* START AVAILABLE DATA *

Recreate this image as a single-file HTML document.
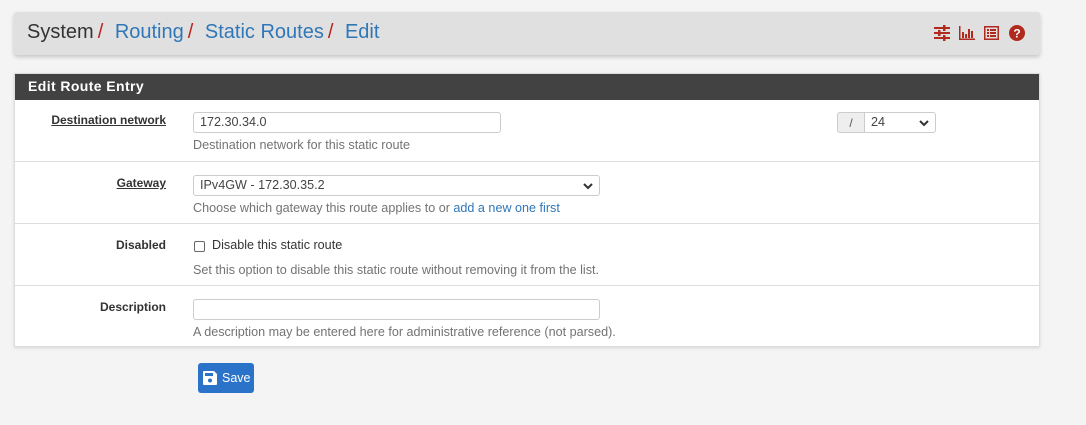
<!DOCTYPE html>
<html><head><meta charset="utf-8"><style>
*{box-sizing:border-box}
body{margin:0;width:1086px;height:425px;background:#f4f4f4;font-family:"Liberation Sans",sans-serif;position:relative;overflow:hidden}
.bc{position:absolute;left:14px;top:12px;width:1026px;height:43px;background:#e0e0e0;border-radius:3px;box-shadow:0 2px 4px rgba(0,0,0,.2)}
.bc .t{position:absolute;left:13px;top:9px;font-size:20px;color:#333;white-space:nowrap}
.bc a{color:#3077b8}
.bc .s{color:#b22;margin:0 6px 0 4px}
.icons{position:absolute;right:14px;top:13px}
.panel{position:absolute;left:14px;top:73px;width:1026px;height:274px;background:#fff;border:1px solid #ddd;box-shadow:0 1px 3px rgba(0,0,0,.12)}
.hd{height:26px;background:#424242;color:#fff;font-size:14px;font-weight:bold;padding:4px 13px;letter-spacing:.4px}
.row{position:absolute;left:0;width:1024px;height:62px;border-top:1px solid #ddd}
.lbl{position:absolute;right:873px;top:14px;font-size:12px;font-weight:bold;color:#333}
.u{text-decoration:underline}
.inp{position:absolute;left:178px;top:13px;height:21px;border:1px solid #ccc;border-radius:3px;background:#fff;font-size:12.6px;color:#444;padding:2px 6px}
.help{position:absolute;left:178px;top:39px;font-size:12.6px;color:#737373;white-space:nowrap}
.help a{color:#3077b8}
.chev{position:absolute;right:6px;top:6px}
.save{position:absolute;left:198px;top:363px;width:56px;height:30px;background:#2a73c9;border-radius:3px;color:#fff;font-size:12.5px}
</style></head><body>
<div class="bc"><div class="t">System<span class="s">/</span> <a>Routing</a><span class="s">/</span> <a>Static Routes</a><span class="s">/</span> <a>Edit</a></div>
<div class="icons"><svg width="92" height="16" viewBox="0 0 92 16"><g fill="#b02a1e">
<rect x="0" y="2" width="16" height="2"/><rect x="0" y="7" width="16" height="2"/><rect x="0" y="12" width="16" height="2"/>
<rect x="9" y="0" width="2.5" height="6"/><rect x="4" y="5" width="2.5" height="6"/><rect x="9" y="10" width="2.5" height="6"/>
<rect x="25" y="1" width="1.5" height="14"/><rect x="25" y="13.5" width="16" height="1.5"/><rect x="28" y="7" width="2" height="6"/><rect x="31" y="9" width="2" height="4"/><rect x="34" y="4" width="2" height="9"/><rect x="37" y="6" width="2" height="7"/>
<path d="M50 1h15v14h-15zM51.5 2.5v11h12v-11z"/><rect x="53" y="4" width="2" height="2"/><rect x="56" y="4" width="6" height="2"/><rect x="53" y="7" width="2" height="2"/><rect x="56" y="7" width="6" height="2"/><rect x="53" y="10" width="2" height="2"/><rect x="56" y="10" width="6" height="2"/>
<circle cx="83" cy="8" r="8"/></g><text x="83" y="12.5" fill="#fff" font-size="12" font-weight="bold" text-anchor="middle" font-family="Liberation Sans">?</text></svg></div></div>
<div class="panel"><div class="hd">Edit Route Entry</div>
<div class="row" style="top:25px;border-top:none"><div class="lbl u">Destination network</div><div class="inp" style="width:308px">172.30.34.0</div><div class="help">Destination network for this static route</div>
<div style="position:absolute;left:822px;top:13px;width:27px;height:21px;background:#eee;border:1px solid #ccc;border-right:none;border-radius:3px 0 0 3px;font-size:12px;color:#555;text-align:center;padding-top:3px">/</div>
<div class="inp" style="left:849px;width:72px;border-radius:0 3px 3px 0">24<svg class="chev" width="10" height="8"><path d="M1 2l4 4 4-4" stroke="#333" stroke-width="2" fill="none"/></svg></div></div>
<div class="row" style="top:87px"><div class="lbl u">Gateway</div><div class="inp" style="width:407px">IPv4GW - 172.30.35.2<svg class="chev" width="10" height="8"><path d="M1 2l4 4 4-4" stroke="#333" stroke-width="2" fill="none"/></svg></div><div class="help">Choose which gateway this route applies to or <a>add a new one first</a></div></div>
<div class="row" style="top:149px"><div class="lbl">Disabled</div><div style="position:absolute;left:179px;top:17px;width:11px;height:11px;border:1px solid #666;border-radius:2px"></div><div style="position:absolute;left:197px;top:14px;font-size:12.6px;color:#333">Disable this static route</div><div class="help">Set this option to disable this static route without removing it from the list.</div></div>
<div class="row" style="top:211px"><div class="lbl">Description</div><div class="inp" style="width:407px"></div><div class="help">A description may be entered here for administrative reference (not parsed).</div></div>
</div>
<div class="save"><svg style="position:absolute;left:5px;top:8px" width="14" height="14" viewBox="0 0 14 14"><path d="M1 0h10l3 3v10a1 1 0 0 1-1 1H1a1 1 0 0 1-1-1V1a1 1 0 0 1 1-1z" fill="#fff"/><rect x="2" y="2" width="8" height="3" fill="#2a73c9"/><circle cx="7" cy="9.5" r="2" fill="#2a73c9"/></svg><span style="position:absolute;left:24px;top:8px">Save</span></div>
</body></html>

* END AVAILABLE DATA *

## EXERCISE
Copy the data exactly. Any picture it contains is to be omitted.

## EXERCISE RESPONSE
Recreate this image as a single-file HTML document.
<!DOCTYPE html>
<html><head><meta charset="utf-8"><style>
*{box-sizing:border-box}
body{margin:0;width:1086px;height:425px;background:#f4f4f4;font-family:"Liberation Sans",sans-serif;position:relative;overflow:hidden}
.bc{position:absolute;left:14px;top:12px;width:1026px;height:43px;background:#e0e0e0;border-radius:3px;box-shadow:0 2px 4px rgba(0,0,0,.2)}
.bc .t{position:absolute;left:13px;top:9px;font-size:20px;color:#333;white-space:nowrap}
.bc a{color:#3077b8}
.bc .s{color:#b22;margin:0 6px 0 4px}
.icons{position:absolute;right:14px;top:13px}
.panel{position:absolute;left:14px;top:73px;width:1026px;height:274px;background:#fff;border:1px solid #ddd;box-shadow:0 1px 3px rgba(0,0,0,.12)}
.hd{height:26px;background:#424242;color:#fff;font-size:14px;font-weight:bold;padding:4px 13px;letter-spacing:.4px}
.row{position:absolute;left:0;width:1024px;height:62px;border-top:1px solid #ddd}
.lbl{position:absolute;right:873px;top:14px;font-size:12px;font-weight:bold;color:#333}
.u{text-decoration:underline}
.inp{position:absolute;left:178px;top:13px;height:21px;border:1px solid #ccc;border-radius:3px;background:#fff;font-size:12.6px;color:#444;padding:2px 6px}
.help{position:absolute;left:178px;top:39px;font-size:12.6px;color:#737373;white-space:nowrap}
.help a{color:#3077b8}
.chev{position:absolute;right:6px;top:6px}
.save{position:absolute;left:198px;top:363px;width:56px;height:30px;background:#2a73c9;border-radius:3px;color:#fff;font-size:12.5px}
</style></head><body>
<div class="bc"><div class="t">System<span class="s">/</span> <a>Routing</a><span class="s">/</span> <a>Static Routes</a><span class="s">/</span> <a>Edit</a></div>
<div class="icons"><svg width="92" height="16" viewBox="0 0 92 16"><g fill="#b02a1e">
<rect x="0" y="2" width="16" height="2"/><rect x="0" y="7" width="16" height="2"/><rect x="0" y="12" width="16" height="2"/>
<rect x="9" y="0" width="2.5" height="6"/><rect x="4" y="5" width="2.5" height="6"/><rect x="9" y="10" width="2.5" height="6"/>
<rect x="25" y="1" width="1.5" height="14"/><rect x="25" y="13.5" width="16" height="1.5"/><rect x="28" y="7" width="2" height="6"/><rect x="31" y="9" width="2" height="4"/><rect x="34" y="4" width="2" height="9"/><rect x="37" y="6" width="2" height="7"/>
<path d="M50 1h15v14h-15zM51.5 2.5v11h12v-11z"/><rect x="53" y="4" width="2" height="2"/><rect x="56" y="4" width="6" height="2"/><rect x="53" y="7" width="2" height="2"/><rect x="56" y="7" width="6" height="2"/><rect x="53" y="10" width="2" height="2"/><rect x="56" y="10" width="6" height="2"/>
<circle cx="83" cy="8" r="8"/></g><text x="83" y="12.5" fill="#fff" font-size="12" font-weight="bold" text-anchor="middle" font-family="Liberation Sans">?</text></svg></div></div>
<div class="panel"><div class="hd">Edit Route Entry</div>
<div class="row" style="top:25px;border-top:none"><div class="lbl u">Destination network</div><div class="inp" style="width:308px">172.30.34.0</div><div class="help">Destination network for this static route</div>
<div style="position:absolute;left:822px;top:13px;width:27px;height:21px;background:#eee;border:1px solid #ccc;border-right:none;border-radius:3px 0 0 3px;font-size:12px;color:#555;text-align:center;padding-top:3px">/</div>
<div class="inp" style="left:849px;width:72px;border-radius:0 3px 3px 0">24<svg class="chev" width="10" height="8"><path d="M1 2l4 4 4-4" stroke="#333" stroke-width="2" fill="none"/></svg></div></div>
<div class="row" style="top:87px"><div class="lbl u">Gateway</div><div class="inp" style="width:407px">IPv4GW - 172.30.35.2<svg class="chev" width="10" height="8"><path d="M1 2l4 4 4-4" stroke="#333" stroke-width="2" fill="none"/></svg></div><div class="help">Choose which gateway this route applies to or <a>add a new one first</a></div></div>
<div class="row" style="top:149px"><div class="lbl">Disabled</div><div style="position:absolute;left:179px;top:17px;width:11px;height:11px;border:1px solid #666;border-radius:2px"></div><div style="position:absolute;left:197px;top:14px;font-size:12.6px;color:#333">Disable this static route</div><div class="help">Set this option to disable this static route without removing it from the list.</div></div>
<div class="row" style="top:211px"><div class="lbl">Description</div><div class="inp" style="width:407px"></div><div class="help">A description may be entered here for administrative reference (not parsed).</div></div>
</div>
<div class="save"><svg style="position:absolute;left:5px;top:8px" width="14" height="14" viewBox="0 0 14 14"><path d="M1 0h10l3 3v10a1 1 0 0 1-1 1H1a1 1 0 0 1-1-1V1a1 1 0 0 1 1-1z" fill="#fff"/><rect x="2" y="2" width="8" height="3" fill="#2a73c9"/><circle cx="7" cy="9.5" r="2" fill="#2a73c9"/></svg><span style="position:absolute;left:24px;top:8px">Save</span></div>
</body></html>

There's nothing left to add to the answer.